In tough times, investors tend to look to Walmart (WMT 0.57%) to deliver.

The retailer, which is known for its economies of scale and everyday low prices, has long been seen as a recession-proof business. After all, more than half of the company's revenue comes from groceries, which consumers need to buy in good times and bad. 

Possibly for that reason, Walmart has outperformed the market in recent months. But will that momentum last? To answer that question, we asked a bull and a bear to weigh in on the stock. First, the bull case.

A Walmart sign lit up at night.

Image source: Walmart.

Taking the fight to Amazon

Jeremy Bowman: Walmart has made a lot of improvements in recent years, including adding grocery pickup stations to thousands of stores, rolling out its Walmart+ membership subscription, building up its marketplace and advertising business, selling off underperforming international businesses, and improving operations at Sam's Club.

Those efforts have paid off as the company has delivered steady comparable sales growth, gaining market share along the way and transforming into a modern omnichannel retailer.

There's also evidence that Walmart is putting pressure on Amazon like never before. The e-commerce giant recently announced that it would raise its order minimum on grocery delivery from $35 to $150, essentially ceding the massive market to Walmart after years of trying to gain traction in grocery. Additionally, Amazon is starting to charge some customers to return orders at UPS stores.

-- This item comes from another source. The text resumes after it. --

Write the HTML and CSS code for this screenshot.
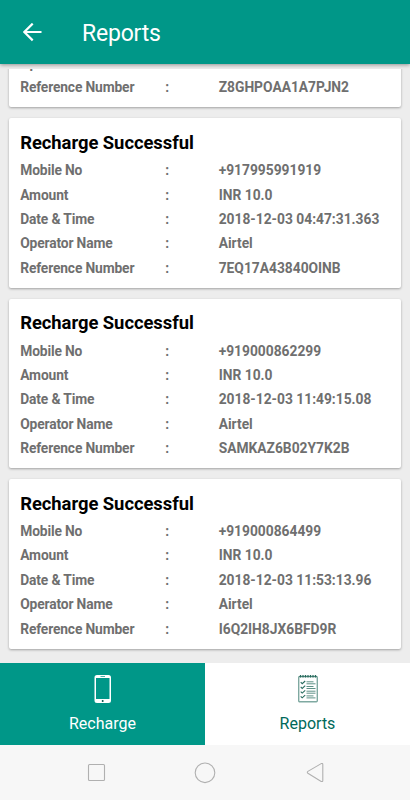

Both of those moves show that Amazon is moving away from its traditional strategy of subsidizing losses in order to gain market share, which should open the door for Walmart to gain more market share and potentially grow margins, especially as it moves into areas Amazon has traditionally dominated, such as its third-party e-commerce marketplace.

It's true that Walmart is facing similar challenges to other retailers, including elevated inventories and weak sales of discretionary items like electronics. While that and the broader economic environment could impact the company's performance this year, Walmart hasn't been in a stronger competitive position in a long time.  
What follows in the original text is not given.